▶ The task
Copy everything in the listing below word for word, apart from any images.

▶ Material provided
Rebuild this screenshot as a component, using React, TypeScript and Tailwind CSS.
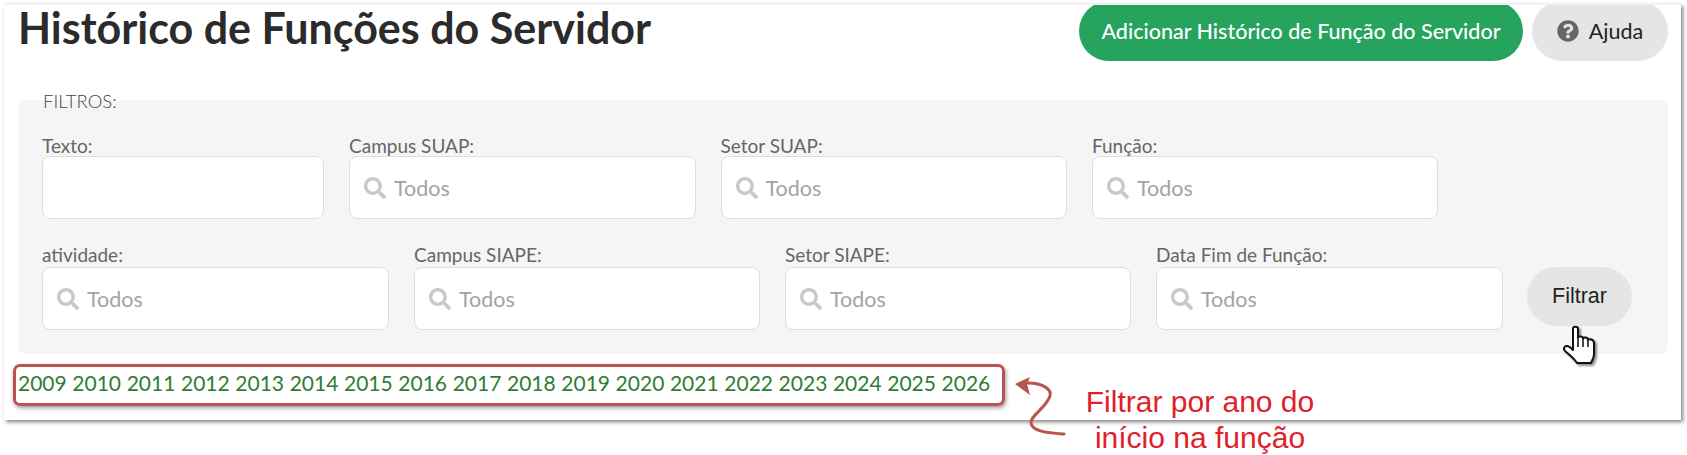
import React from 'react';
import { FaSearch, FaQuestionCircle } from 'react-icons/fa';

const years = Array.from({ length: 18 }, (_, i) => 2009 + i);

const Field: React.FC<{ label: string; width: string; search?: boolean; raised?: boolean }> = ({ label, width, search = true, raised = false }) => (
  <div className={`flex flex-col ${width}`}>
    <label className={`text-[19px] leading-[20px] text-[#666666] h-[20px] ${raised ? 'mb-[2px]' : ''}`}>{label}</label>
    <div className="h-[63px] bg-white border border-[#dedede] rounded-[8px] flex items-center pl-[14px] gap-[8px]">
      {search && (
        <>
          <FaSearch className="w-[22px] h-[22px] text-[#c9c9c9]" />
          <span className="text-[21.5px] text-[#a3a3a3] pt-[2px]">Todos</span>
        </>
      )}
    </div>
  </div>
);

const HandCursor = () => (
  <svg viewBox="0 0 34 40" className="absolute left-[1563px] top-[325px] w-[34px] h-[40px] drop-shadow-[2px_2px_1px_rgba(0,0,0,0.45)]">
    <path
      d="M10 3.5C10 1 15 1 15 3.5V12.5C15 11 20 11 20 13.5C21 12 25 12 25 15C26 13.5 31 14 31 18V29C31 33 29 35 28 38H14C12 35 7 30 2 26C0 24 1 21 4 21C6 21 8 23 10 25Z"
      fill="#fff"
      stroke="#111"
      strokeWidth="2"
      strokeLinejoin="round"
    />
    <path d="M15 12V22M20 13V22M25 15V22" stroke="#111" strokeWidth="1.5" fill="none" />
  </svg>
);

const Arrow = () => (
  <svg viewBox="0 0 60 60" className="absolute left-[1012px] top-[376px] w-[60px] h-[60px] overflow-visible">
    <path d="M13 7C31 6 40 14 38 20C34 32 18 40 19 47C20 56 38 57 52 58" fill="none" stroke="#b85450" strokeWidth="3" strokeLinecap="round" />
    <path d="M3 8L18 1L15 8L18 19Z" fill="#b85450" />
  </svg>
);

export default function App() {
  return (
    <div className="relative w-[1687px] h-[455px] bg-white overflow-hidden font-['Lato',sans-serif]">
      <div className="ml-[4px] mt-[4px] w-[1677px] h-[416px] bg-white shadow-[2px_2px_4px_rgba(0,0,0,0.5)] border-t border-[#f3f3f3]">
        {/* Cabeçalho */}
        <div className="flex items-start pl-[14px] pr-[13px] h-[95px]">
          <h1 className="flex-1 text-[43px] leading-[46px] font-bold text-[#2b2b2b]">Histórico de Funções do Servidor</h1>
          {/* os botões aparecem cortados no topo */}
          <div className="flex gap-[9px] h-[56px] overflow-hidden">
            <button className="w-[444px] h-[60px] -mt-[4px] rounded-[32px] bg-[#26a35c] text-white text-[21.5px] font-medium">
              Adicionar Histórico de Função do Servidor
            </button>
            <button className="w-[136px] h-[60px] -mt-[4px] rounded-[32px] bg-[#e5e5e5] text-[#222] text-[21.5px] flex items-center justify-center gap-[10px]">
              <FaQuestionCircle className="w-[22px] h-[22px] text-[#666]" />
              Ajuda
            </button>
          </div>
        </div>

        {/* Filtros */}
        <div className="relative ml-[14px] w-[1650px] h-[254px] bg-[#f5f5f5] rounded-[8px] pl-[24px] pt-[36px]">
          <span className="absolute left-[25px] -top-[9px] text-[18.5px] leading-[20px] font-light text-[#444]">FILTROS:</span>
          <div className="flex gap-[25px]">
            <Field label="Texto:" width="w-[282px]" search={false} />
            <Field label="Campus SUAP:" width="w-[346.5px]" />
            <Field label="Setor SUAP:" width="w-[346.5px]" />
            <Field label="Função:" width="w-[346px]" />
          </div>
          <div className="flex gap-[25px] mt-[26px] items-start">
            <Field label="atividade:" width="w-[347px]" raised />
            <Field label="Campus SIAPE:" width="w-[346px]" raised />
            <Field label="Setor SIAPE:" width="w-[346px]" raised />
            <Field label="Data Fim de Função:" width="w-[347px]" raised />
            <button className="mt-[22px] -ml-[1px] w-[105px] h-[59px] rounded-[30px] bg-[#e5e5e5] text-[#222] text-[21.5px] font-['Liberation_Sans',sans-serif]">
              Filtrar
            </button>
          </div>
        </div>

        {/* Anos */}
        <div className="ml-[9px] mt-[10px] w-[992px] h-[42px] border-[3px] border-[#b85450] rounded-[7px] shadow-[1px_2px_4px_rgba(0,0,0,0.4)] flex items-center gap-[5.6px] pl-[2px] pb-[4px] text-[21px] text-[#2e7d32]">
          {years.map((y) => (
            <a key={y}>{y}</a>
          ))}
        </div>
      </div>

      <Arrow />
      <HandCursor />
      <p className="absolute left-[1080px] top-[384px] w-[240px] text-center text-[30px] leading-[36px] text-[#e0202a] font-['Liberation_Sans',sans-serif]">
        Filtrar por ano do início na função
      </p>
    </div>
  );
}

▶ Result for this exercise
Rebuild this screenshot as a component, using React, TypeScript and Tailwind CSS.
import React from 'react';
import { FaSearch, FaQuestionCircle } from 'react-icons/fa';

const years = Array.from({ length: 18 }, (_, i) => 2009 + i);

const Field: React.FC<{ label: string; width: string; search?: boolean; raised?: boolean }> = ({ label, width, search = true, raised = false }) => (
  <div className={`flex flex-col ${width}`}>
    <label className={`text-[19px] leading-[20px] text-[#666666] h-[20px] ${raised ? 'mb-[2px]' : ''}`}>{label}</label>
    <div className="h-[63px] bg-white border border-[#dedede] rounded-[8px] flex items-center pl-[14px] gap-[8px]">
      {search && (
        <>
          <FaSearch className="w-[22px] h-[22px] text-[#c9c9c9]" />
          <span className="text-[21.5px] text-[#a3a3a3] pt-[2px]">Todos</span>
        </>
      )}
    </div>
  </div>
);

const HandCursor = () => (
  <svg viewBox="0 0 34 40" className="absolute left-[1563px] top-[325px] w-[34px] h-[40px] drop-shadow-[2px_2px_1px_rgba(0,0,0,0.45)]">
    <path
      d="M10 3.5C10 1 15 1 15 3.5V12.5C15 11 20 11 20 13.5C21 12 25 12 25 15C26 13.5 31 14 31 18V29C31 33 29 35 28 38H14C12 35 7 30 2 26C0 24 1 21 4 21C6 21 8 23 10 25Z"
      fill="#fff"
      stroke="#111"
      strokeWidth="2"
      strokeLinejoin="round"
    />
    <path d="M15 12V22M20 13V22M25 15V22" stroke="#111" strokeWidth="1.5" fill="none" />
  </svg>
);

const Arrow = () => (
  <svg viewBox="0 0 60 60" className="absolute left-[1012px] top-[376px] w-[60px] h-[60px] overflow-visible">
    <path d="M13 7C31 6 40 14 38 20C34 32 18 40 19 47C20 56 38 57 52 58" fill="none" stroke="#b85450" strokeWidth="3" strokeLinecap="round" />
    <path d="M3 8L18 1L15 8L18 19Z" fill="#b85450" />
  </svg>
);

export default function App() {
  return (
    <div className="relative w-[1687px] h-[455px] bg-white overflow-hidden font-['Lato',sans-serif]">
      <div className="ml-[4px] mt-[4px] w-[1677px] h-[416px] bg-white shadow-[2px_2px_4px_rgba(0,0,0,0.5)] border-t border-[#f3f3f3]">
        {/* Cabeçalho */}
        <div className="flex items-start pl-[14px] pr-[13px] h-[95px]">
          <h1 className="flex-1 text-[43px] leading-[46px] font-bold text-[#2b2b2b]">Histórico de Funções do Servidor</h1>
          {/* os botões aparecem cortados no topo */}
          <div className="flex gap-[9px] h-[56px] overflow-hidden">
            <button className="w-[444px] h-[60px] -mt-[4px] rounded-[32px] bg-[#26a35c] text-white text-[21.5px] font-medium">
              Adicionar Histórico de Função do Servidor
            </button>
            <button className="w-[136px] h-[60px] -mt-[4px] rounded-[32px] bg-[#e5e5e5] text-[#222] text-[21.5px] flex items-center justify-center gap-[10px]">
              <FaQuestionCircle className="w-[22px] h-[22px] text-[#666]" />
              Ajuda
            </button>
          </div>
        </div>

        {/* Filtros */}
        <div className="relative ml-[14px] w-[1650px] h-[254px] bg-[#f5f5f5] rounded-[8px] pl-[24px] pt-[36px]">
          <span className="absolute left-[25px] -top-[9px] text-[18.5px] leading-[20px] font-light text-[#444]">FILTROS:</span>
          <div className="flex gap-[25px]">
            <Field label="Texto:" width="w-[282px]" search={false} />
            <Field label="Campus SUAP:" width="w-[346.5px]" />
            <Field label="Setor SUAP:" width="w-[346.5px]" />
            <Field label="Função:" width="w-[346px]" />
          </div>
          <div className="flex gap-[25px] mt-[26px] items-start">
            <Field label="atividade:" width="w-[347px]" raised />
            <Field label="Campus SIAPE:" width="w-[346px]" raised />
            <Field label="Setor SIAPE:" width="w-[346px]" raised />
            <Field label="Data Fim de Função:" width="w-[347px]" raised />
            <button className="mt-[22px] -ml-[1px] w-[105px] h-[59px] rounded-[30px] bg-[#e5e5e5] text-[#222] text-[21.5px] font-['Liberation_Sans',sans-serif]">
              Filtrar
            </button>
          </div>
        </div>

        {/* Anos */}
        <div className="ml-[9px] mt-[10px] w-[992px] h-[42px] border-[3px] border-[#b85450] rounded-[7px] shadow-[1px_2px_4px_rgba(0,0,0,0.4)] flex items-center gap-[5.6px] pl-[2px] pb-[4px] text-[21px] text-[#2e7d32]">
          {years.map((y) => (
            <a key={y}>{y}</a>
          ))}
        </div>
      </div>

      <Arrow />
      <HandCursor />
      <p className="absolute left-[1080px] top-[384px] w-[240px] text-center text-[30px] leading-[36px] text-[#e0202a] font-['Liberation_Sans',sans-serif]">
        Filtrar por ano do início na função
      </p>
    </div>
  );
}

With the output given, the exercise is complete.